De l’alien à l’expert de soi
- Nadia Gendre
- 9 juin 2024
- 3 min de lecture
Dernière mise à jour : 11 août 2024
De l'importance de l'émotionnel et du relationnel
La plupart d’entre nous sommes des experts confirmés dans notre domaine d’activités. Protégés par des diplômes, une large expérience, nous nous sentons relativement en sécurité avec nos compétences professionnelles. En revanche, dès qu’il s’agit d’ôter notre armure professionnelle pour laisser entrevoir, ne serait-ce qu’une infime parcelle de soi dans ce même contexte, ça se complique. Nous ressemblons alors davantage à des aliens débarqués sur une planète inconnue et ayant perdu tout repère de communication.

Pourquoi je vous raconte ça ? J’ai privilège d’intervenir dans la formation de spécialistes en santé et sécurité sur le thème du leadership SST (santé – sécurité – travail) où nous travaillons notamment la conscience de soi et la communication personnelle. Objectif : renforcer les compétences émotionnelles et relationnelles. Dans un contexte essentiellement masculin, basé sur des règles, des directives, des lois, vous imaginez bien que parler de soi, montrer des émotions ou pire encore une once de vulnérabilité, peut relever du défi !
Défi #1 Accepter que l’être humain n’est pas prévisible à 100%
Dans un exercice, les participant.e.s doivent confier leur kryptonite (cette pierre verte qui met Superman en difficulté). Réponses de la majorité : l’inconnu, l’imprévu, tout ce qui n’est pas planifié… Aïe. Travailler avec l’être humain, c’est justement accepter une part d’inconnu, de « non maîtrisable » chez l’autre. Mais aussi chez soi. Nous cachons en nous pleins de petits secrets non identifiés et non acceptés. Mieux communiquer implique donc d’explorer notre propre fonctionnement, nos émotions, nos conditionnements, nos croyances, nos biais et nos représentations mentales qui peuvent nous jouer de sacrés tours dans l’interprétation d’une situation ou la perception d’une personne.
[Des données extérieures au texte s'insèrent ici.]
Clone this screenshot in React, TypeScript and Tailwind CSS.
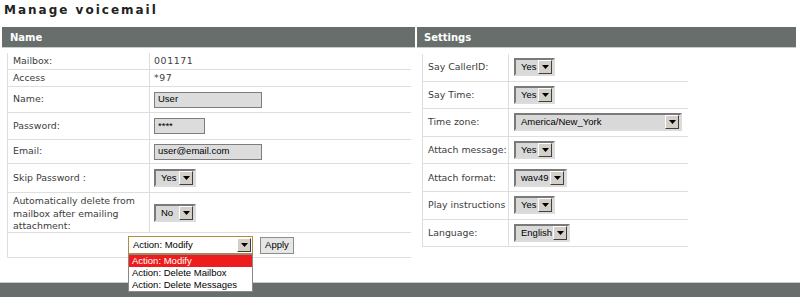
import React from 'react';

const Arrow: React.FC = () => (
  <div className="ml-auto mr-[1px] flex h-[14px] w-[14px] shrink-0 items-center justify-center border border-t-white border-l-white border-b-[#404040] border-r-[#404040] bg-[#d4d0c8]">
    <svg width="7" height="4" viewBox="0 0 7 4">
      <path d="M0 0h7L3.5 4z" fill="#000" />
    </svg>
  </div>
);

const Select: React.FC<{ value: string; className: string }> = ({ value, className }) => (
  <div className={`flex h-[18px] items-center border-2 border-t-[#7a7a7a] border-l-[#7a7a7a] border-b-[#dcdcdc] border-r-[#dcdcdc] bg-[#d9d9d9] pl-[5px] font-['Liberation_Sans',Arial,sans-serif] text-[9.5px] text-black ${className}`}>
    <span className="whitespace-nowrap">{value}</span>
    <Arrow />
  </div>
);

const Input: React.FC<{ value: string; className: string }> = ({ value, className }) => (
  <div className={`flex items-center border border-[#7d7d7d] bg-[#dcdcdc] px-[3px] font-['Liberation_Sans',Arial,sans-serif] text-[9.5px] text-black ${className}`}>
    {value}
  </div>
);

const LeftRow: React.FC<{ label: React.ReactNode; h: string; children: React.ReactNode }> = ({ label, h, children }) => (
  <div className={`grid grid-cols-[142px_1fr] border-b border-[#dedede] ${h}`}>
    <div className="flex items-center whitespace-nowrap border-r border-[#dedede] pl-[5px] leading-[12.5px]">{label}</div>
    <div className="flex items-center pl-[4px]">{children}</div>
  </div>
);

const RightRow: React.FC<{ label: string; children: React.ReactNode }> = ({ label, children }) => (
  <div className="grid h-[27.6px] grid-cols-[86px_1fr] border-b border-[#dedede]">
    <div className="flex items-center whitespace-nowrap border-r border-[#dedede] pl-[5px]">{label}</div>
    <div className="flex items-center pl-[5px]">{children}</div>
  </div>
);

const App: React.FC = () => {
  return (
    <div className="relative h-[297px] w-[800px] overflow-hidden bg-white font-['DejaVu_Sans',Verdana,sans-serif] text-[9.4px] text-[#3c3c3c]">
      <h1 className="h-[27px] pl-[4px] pt-[1px] text-[12px] font-bold tracking-[2px] text-[#222]">Manage voicemail</h1>

      <div className="flex h-[255px]">
        {/* Name column */}
        <div className="ml-[2px] w-[413px]">
          <div className="flex h-[21px] items-center border-b border-[#c9cccb] bg-[#676e6b] pl-[8px] text-[10px] font-bold text-white">
            Name
          </div>
          <div className="ml-[5px] mt-[5px] w-[404px] border-l border-[#dedede]">
            <LeftRow label="Mailbox:" h="h-[17px]">
              <span className="tracking-[0.6px]">001171</span>
            </LeftRow>
            <LeftRow label="Access" h="h-[17px]">
              <span className="tracking-[0.6px]">*97</span>
            </LeftRow>
            <LeftRow label="Name:" h="h-[26px]">
              <Input value="User" className="h-[16px] w-[108px]" />
            </LeftRow>
            <LeftRow label="Password:" h="h-[27px]">
              <Input value="****" className="h-[16px] w-[51px] text-[8px]" />
            </LeftRow>
            <LeftRow label="Email:" h="h-[24px]">
              <Input value="user@email.com" className="h-[16px] w-[108px]" />
            </LeftRow>
            <LeftRow label="Skip Password :" h="h-[29px]">
              <Select value="Yes" className="w-[42px]" />
            </LeftRow>
            <LeftRow
              label={<span className="pt-[2px]">Automatically delete from<br />mailbox after emailing<br />attachment:</span>}
              h="h-[40px]"
            >
              <Select value="No" className="w-[42px]" />
            </LeftRow>
            <div className="flex h-[25px] items-center border-b border-[#dedede] pl-[120px]">
              <div className="relative">
                <div className="flex h-[18px] w-[125px] items-center border border-[#b08c3c] bg-white pl-[4px] font-['Liberation_Sans',Arial,sans-serif] text-[9.5px] text-black">
                  <span>Action: Modify</span>
                  <Arrow />
                </div>
                <div className="absolute left-0 top-[18px] z-10 w-[125px] border border-[#8a8a8a] bg-white font-['Liberation_Sans',Arial,sans-serif] text-[9.5px] leading-[12px] text-black">
                  <div className="bg-[#ee1c1c] pl-[3px] text-white">Action: Modify</div>
                  <div className="whitespace-nowrap pl-[3px]">Action: Delete Mailbox</div>
                  <div className="whitespace-nowrap pl-[3px]">Action: Delete Messages</div>
                </div>
              </div>
              <button className="ml-[7px] h-[17px] w-[34px] border border-[#8c8c8c] bg-[#e6e6e6] font-['Liberation_Sans',Arial,sans-serif] text-[9.5px] text-black">
                Apply
              </button>
            </div>
          </div>
        </div>

        {/* Settings column */}
        <div className="ml-[2px] w-[379px]">
          <div className="flex h-[21px] items-center border-b border-[#c9cccb] bg-[#676e6b] pl-[7px] text-[10px] font-bold text-white">
            Settings
          </div>
          <div className="ml-[5px] mt-[6px] w-[266px] border-l border-[#dedede]">
            <RightRow label="Say CallerID:">
              <Select value="Yes" className="w-[41px]" />
            </RightRow>
            <RightRow label="Say Time:">
              <Select value="Yes" className="w-[41px]" />
            </RightRow>
            <RightRow label="Time zone:">
              <Select value="America/New_York" className="w-[168px]" />
            </RightRow>
            <RightRow label="Attach message:">
              <Select value="Yes" className="w-[41px]" />
            </RightRow>
            <RightRow label="Attach format:">
              <Select value="wav49" className="w-[53px]" />
            </RightRow>
            <RightRow label="Play instructions">
              <Select value="Yes" className="w-[41px]" />
            </RightRow>
            <RightRow label="Language:">
              <Select value="English" className="w-[56px]" />
            </RightRow>
          </div>
        </div>
      </div>

      <div className="h-[15px] border-t border-[#c9cccb] bg-[#676e6b]" />
    </div>
  );
};

export default App;
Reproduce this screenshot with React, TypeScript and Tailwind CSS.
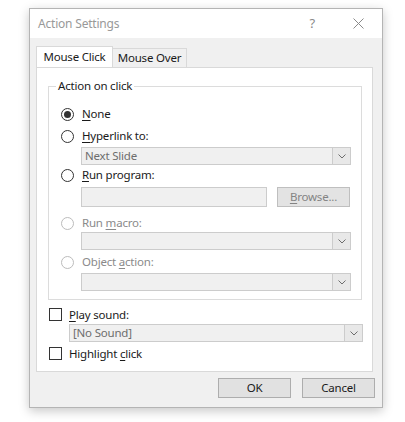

Défi #2 : Mettre de la conscience sur ce qui nous anime
A quoi ressemble le leader SST idéal ? Quelle est sa mission ? Sa contribution ? Ses valeurs, ses non-négociables, ses objectifs ? Quelle cause sert-il ? Cette introspection s’avère indispensable pour qui désire sensibiliser et donner du sens à ses actions de prévention. L’être humain fonctionne par effet de résonance, en termes de vibrations et d’énergie. Par conséquent, plus nous mettons de la clarté sur ce qui nous met en mouvement, nos caractéristiques, nos centres d’intérêts, le « pourquoi nous faisons ce que nous faisons » plutôt que sur nos compétences ou notre fonction… plus nous incarnons ce en quoi nous croyons et devenons ainsi un phare pour les autres.
Défi #3 : Reconnaître notre propre responsabilité.
Chaque pensée, chaque décision, chaque action, chaque conversation contribue à nourrir positivement ou négativement notre contexte de travail. D’où est-ce que ça part en moi lorsque je m’exprime ? De ma tête, mon égo, mon cœur ? Nous pouvons choisir de nous cacher derrière des règles, des ordres, des dysfonctionnements ou alors reconnaître notre pouvoir personnel à créer les conditions propices à la sécurité et nourrir en conscience le résultat souhaité. Chacun.e à son échelle co-crée sa réalité, en décidant de sa posture, ses actes. Lorsque nous comprenons cette dimension, nous quittons le mode alien pour devenir de puissants agents de transformation pour nos entreprises (et notre vie privée aussi d’ailleurs !).
Défi #4 Comprendre que l’exemplarité passe par la congruence
En prévention, nous parlons souvent d’exemplarité et donc de congruence. Ce qui signifie en des termes plus ésotériques : aligner sa tête, son cœur, son corps et son âme. Un exercice difficile dans notre environnement professionnel qui les fait plutôt travailler en silo. Pourtant, cet alignement est essentiel, car il renforce notre leadership, notre impact et notre justesse vis-à-vis des personnes autour de nous. Lorsque notre espace intérieur fonctionne en harmonie, il devient plus aisé d’avoir une communication personnelle éclairée, associant autant les impératifs liés aux bases légales, aux règles vitales, au planifiable qu’aux émotions, à l’imprévisible, à l’humain…
Développer l’expertise de soi n’est évidemment pas réservé qu’aux spécialistes en santé et sécurité. Car, pour co-créer une culture forte de la prévention, ils ont grandement besoin, à leurs côtés de leaders conscients, alignés et engagés en faveur d’un monde du travail plus sain et plus sûr.